Good governance also depends on clarity of the different roles of the board and staff. Only this way can board and investment teams stay in their lane.

“It’s hard when you don’t know what your lane is,” she says. Referencing the CFA’s OPERIS governance framework, Reeves said a board role is high level; involved in setting goals and objectives, oversight and monitoring. In contrast, the job of the investment team is to implement and execute.

“The framework is very clear on the powers that are for the board and the powers that are for staff,” she said, adding that the board approves key decisions, sets policy and prudently delegates – although the board is not in a position to delegate oversight.

Trustees should have a line of sight and can drill down when they think it’s appropriate.

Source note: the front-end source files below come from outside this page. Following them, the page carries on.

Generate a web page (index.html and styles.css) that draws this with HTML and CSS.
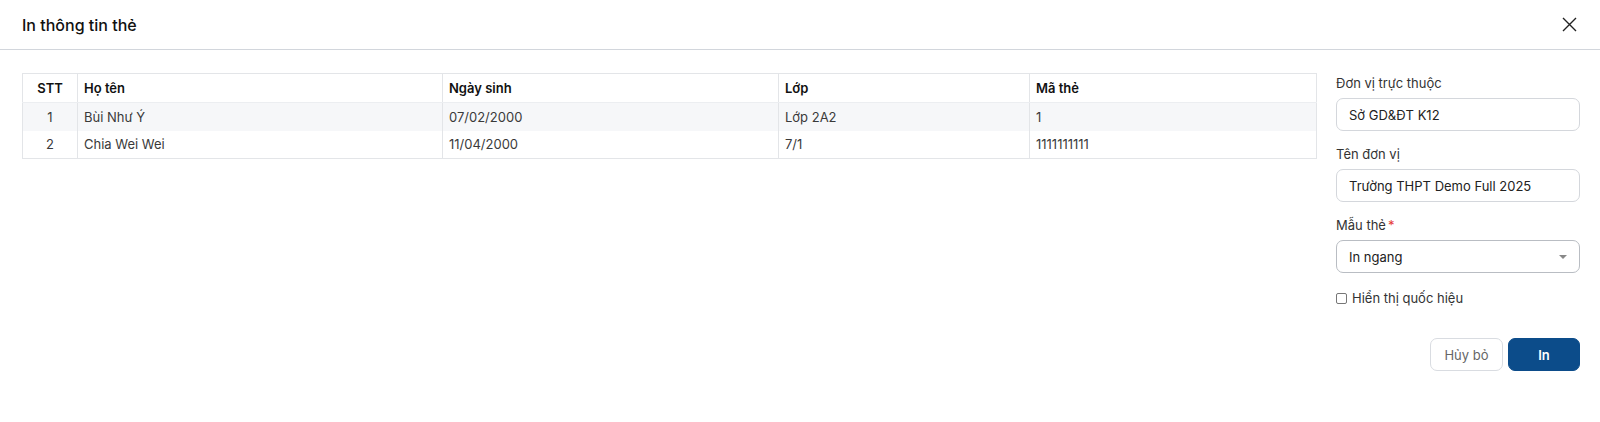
FILE: index.html
```html
<!DOCTYPE html>
<html lang="vi">
<head>
<meta charset="utf-8">
<title>In thông tin thẻ</title>
<link rel="stylesheet" href="styles.css">
</head>
<body>
<div class="modal">
  <div class="modal-header">
    <div class="modal-title">In thông tin thẻ</div>
    <button class="close" aria-label="Đóng">
      <svg width="15" height="15" viewBox="0 0 15 15"><path d="M1 1L14 14M14 1L1 14" stroke="#222" stroke-width="1.4" fill="none"/></svg>
    </button>
  </div>
  <div class="modal-body">
    <div class="table-wrap">
      <table class="grid">
        <colgroup>
          <col style="width:55px"><col style="width:365px"><col style="width:336px"><col style="width:251px"><col style="width:287px">
        </colgroup>
        <thead>
          <tr><th class="c">STT</th><th>Họ tên</th><th>Ngày sinh</th><th>Lớp</th><th>Mã thẻ</th></tr>
        </thead>
        <tbody>
          <tr class="alt"><td class="c">1</td><td>Bùi Như Ý</td><td>07/02/2000</td><td>Lớp 2A2</td><td>1</td></tr>
          <tr><td class="c">2</td><td>Chia Wei Wei</td><td>11/04/2000</td><td>7/1</td><td>1111111111</td></tr>
        </tbody>
      </table>
    </div>
    <div class="side">
      <div class="field">
        <div class="label">Đơn vị trực thuộc</div>
        <div class="input">Sở GD&amp;ĐT K12</div>
      </div>
      <div class="field">
        <div class="label">Tên đơn vị</div>
        <div class="input">Trường THPT Demo Full 2025</div>
      </div>
      <div class="field">
        <div class="label">Mẫu thẻ<span class="req">*</span></div>
        <div class="input select">In ngang<span class="caret"></span></div>
      </div>
      <label class="check"><span class="box"></span>Hiển thị quốc hiệu</label>
      <div class="actions">
        <button class="btn btn-cancel">Hủy bỏ</button>
        <button class="btn btn-primary">In</button>
      </div>
    </div>
  </div>
</div>
</body>
</html>
```

FILE: styles.css
```css
* { box-sizing: border-box; }
html, body { margin: 0; background: #fff; }
body {
  font-family: Inter, "Noto Sans", "Liberation Sans", sans-serif;
  font-size: 13px;
  color: #333;
}
.modal { width: 1600px; height: 422px; }
.modal-header {
  height: 50px;
  border-bottom: 1px solid #d2d6dc;
  display: flex;
  align-items: center;
  justify-content: space-between;
  padding: 0 22px 0 22px;
}
.modal-title { font-size: 16px; font-weight: 500; color: #111; }
.close {
  border: 0; background: none; padding: 0; margin-right: 1px;
  display: flex; cursor: pointer;
}
.modal-body {
  display: flex;
  gap: 19px;
  padding: 23px 21px 0 22px;
}
.table-wrap { flex: 1; }
.grid {
  width: 100%;
  border-collapse: collapse;
  table-layout: fixed;
  border: 1px solid #e3e5e8;
}
.grid th, .grid td {
  height: 28px;
  padding: 0 6px;
  text-align: left;
  border-left: 1px solid #e3e5e8;
  white-space: nowrap;
}
.grid th { font-weight: 600; color: #111; height: 29px; border-bottom: 1px solid #eceef1; }
.grid td { color: #3a3a3a; }
.grid .c { text-align: center; }
.grid tr.alt td { background: #f6f7f9; }
.side { width: 244px; flex: none; }
.field { margin-bottom: 14px; }
.label { line-height: 18px; margin-bottom: 6px; color: #333; margin-top: 1px; }
.req { color: #e53935; margin-left: 2px; }
.input {
  height: 33px;
  border: 1px solid #d4d7dc;
  border-radius: 7px;
  padding: 0 12px;
  display: flex;
  align-items: center;
  color: #222;
}
.select { justify-content: space-between; padding-right: 12px; border-color: #b9bdc3; }
.caret {
  width: 0; height: 0;
  border-left: 4px solid transparent;
  border-right: 4px solid transparent;
  border-top: 4px solid #888;
}
.check {
  display: flex; align-items: center; gap: 5px;
  line-height: 18px; margin-top: 16px; color: #333;
}
.box {
  width: 11px; height: 11px;
  border: 1px solid #777; border-radius: 2px;
  background: #fff;
}
.actions {
  display: flex; justify-content: flex-end; gap: 5px;
  margin-top: 31px;
}
.btn {
  height: 33px;
  border-radius: 7px;
  font-family: inherit;
  font-size: 13px;
  cursor: pointer;
}
.btn-cancel {
  width: 73px; background: #fff; border: 1px solid #d9dce1; color: #666;
}
.btn-primary {
  width: 72px; background: #0c4c8a; border: 1px solid #0c4c8a; color: #fff; font-weight: 600;
}
```
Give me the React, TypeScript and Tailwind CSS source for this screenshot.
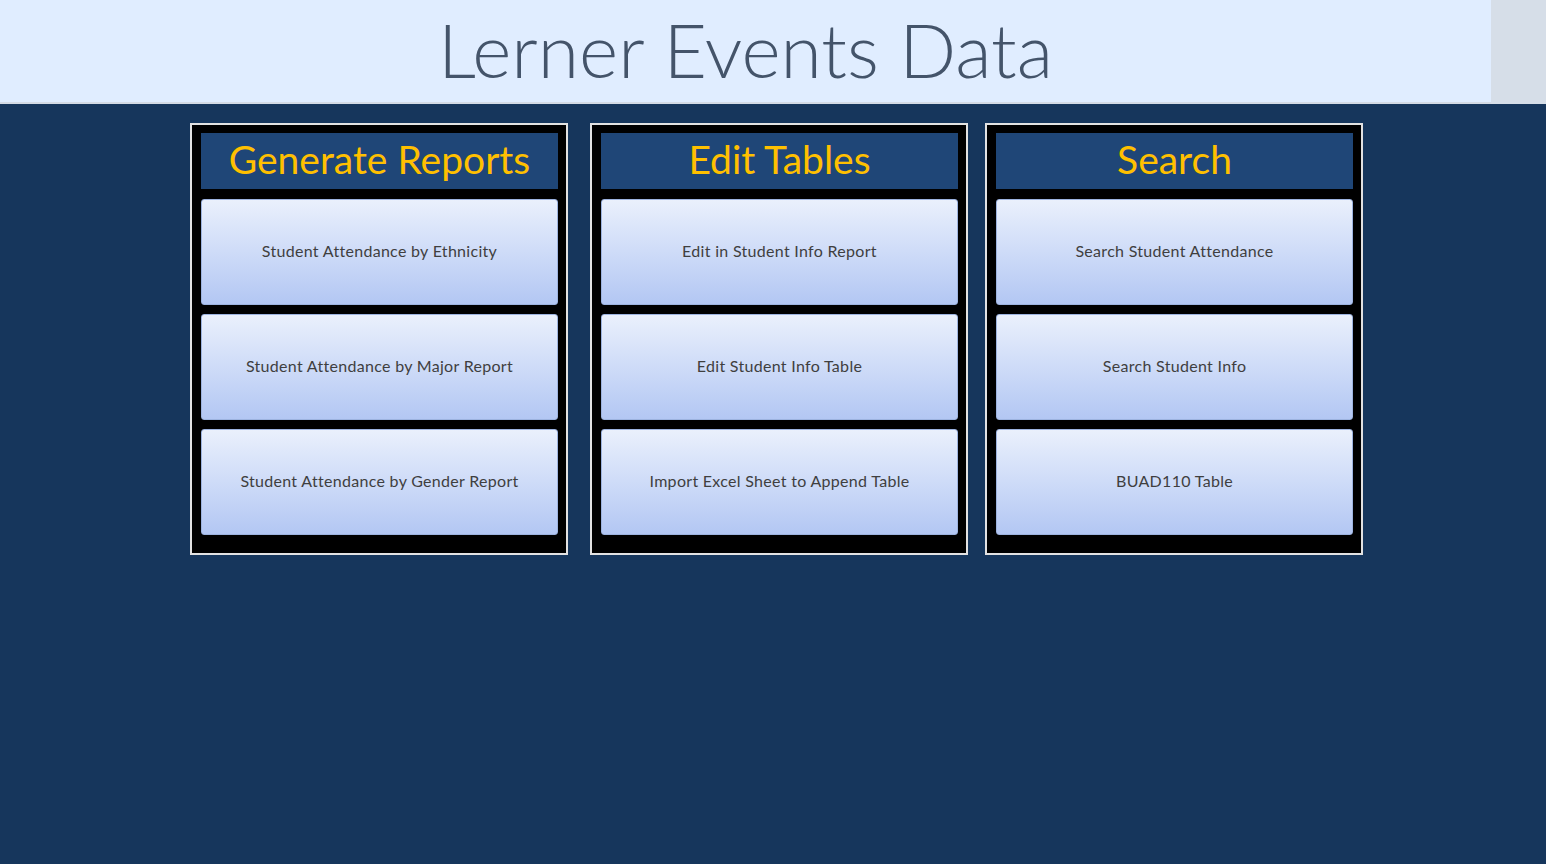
import React from 'react';

const panels = [
  {
    title: 'Generate Reports',
    items: [
      'Student Attendance by Ethnicity',
      'Student Attendance by Major Report',
      'Student Attendance by Gender Report',
    ],
    className: 'ml-[190px]',
  },
  {
    title: 'Edit Tables',
    items: ['Edit in Student Info Report', 'Edit Student Info Table', 'Import Excel Sheet to Append Table'],
    className: 'ml-[22px]',
  },
  {
    title: 'Search',
    items: ['Search Student Attendance', 'Search Student Info', 'BUAD110 Table'],
    className: 'ml-[17px]',
  },
];

const Panel = ({ title, items, className }: { title: string; items: string[]; className: string }) => (
  <div className={`w-[378px] border-2 border-[#e2e2e2] bg-black pt-[8px] pl-[9px] pr-[8px] pb-[18px] ${className}`}>
    <div className="h-[56px] bg-[#1f4677] flex items-center justify-center text-[39px] text-[#ffc000] leading-none pb-[3px]">
      {title}
    </div>
    <div className="mt-[10px] flex flex-col gap-[9px]">
      {items.map((label) => (
        <button
          key={label}
          className="h-[106px] w-full rounded-[3px] border border-[#9db3df] bg-gradient-to-b from-[#eaf0fc] to-[#b3c7f3] text-[16px] tracking-[0.3px] text-[#3f3f3f] flex items-center justify-center pb-[2px]"
        >
          {label}
        </button>
      ))}
    </div>
  </div>
);

export default function App() {
  return (
    <div className="min-h-[864px] bg-[#16365c]" style={{ fontFamily: 'Lato, "Noto Sans", sans-serif' }}>
      <div className="flex h-[104px]">
        <div className="flex-1 bg-[#e0edff] border-b-2 border-[#d4dbe5] flex items-center justify-center">
          <h1 className="text-[75px] font-light text-[#44546a] leading-none pb-[4px]">
            Lerner Events Data
          </h1>
        </div>
        <div className="w-[55px] bg-[#d6dee8]" />
      </div>
      <div className="flex pt-[19px]">
        {panels.map((p) => (
          <Panel key={p.title} {...p} />
        ))}
      </div>
    </div>
  );
}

But they should not go on “a hunting mission” that delves into investment staff decision making. Instead a robust reporting and compliance function should gives trustees comfort and bring access to information and line of sight.

The problem of two hats

Governance gets challenging when fiduciaries wear two hats. For example, fiduciaries might be members of a sponsor organisation, a member of a state employer or political appointees. It’s possible to navigate this conflict by keeping beneficiaries front and centre, she said.

“When you are making decisions, you can only consider beneficiaries.”

There is always tension between what is best for an organisation and what is best for the executive when organisations have state appointees, she continued. A typical area of conflict between state politics and board decisions comes when pension funds seek to recruit internal expertise and pay more than government pay grades. In such cases, trustees must stay mindful of fulfilling their fiduciary duty to grow the trust by hiring qualified individuals.

Fiduciaries have to think what is the best policy for the fund and what will be the long term consequences if the legislature doesn’t support those policies. Reeves reassured that the best decision will arise out of these conflicts. The governance construct will inform the best decision, and she said group decisions are generally better.

Moreover, by filling positions with experts teams can trust they have the governance ability to understand which hat to wear.

She said board members also owe fiduciary duty to each other. They need to actively participate in decision making and maintain effective working relationships and decorum. Board members are liable for the conduct of other trustees and in this way, the board acts as a collective body.

She concluded that in periods of uncertainty, it is more important than ever to have trust because high trust organizations are more resilient.

This article was corrected on 8th March to highlight Tiffany Reeves’ description of the governance challenges at PSERS was wholly drawn from media reports at the time. Reeves has no direct knowledge of the events at PSERS, and this part of the presentation was based on media and public reports.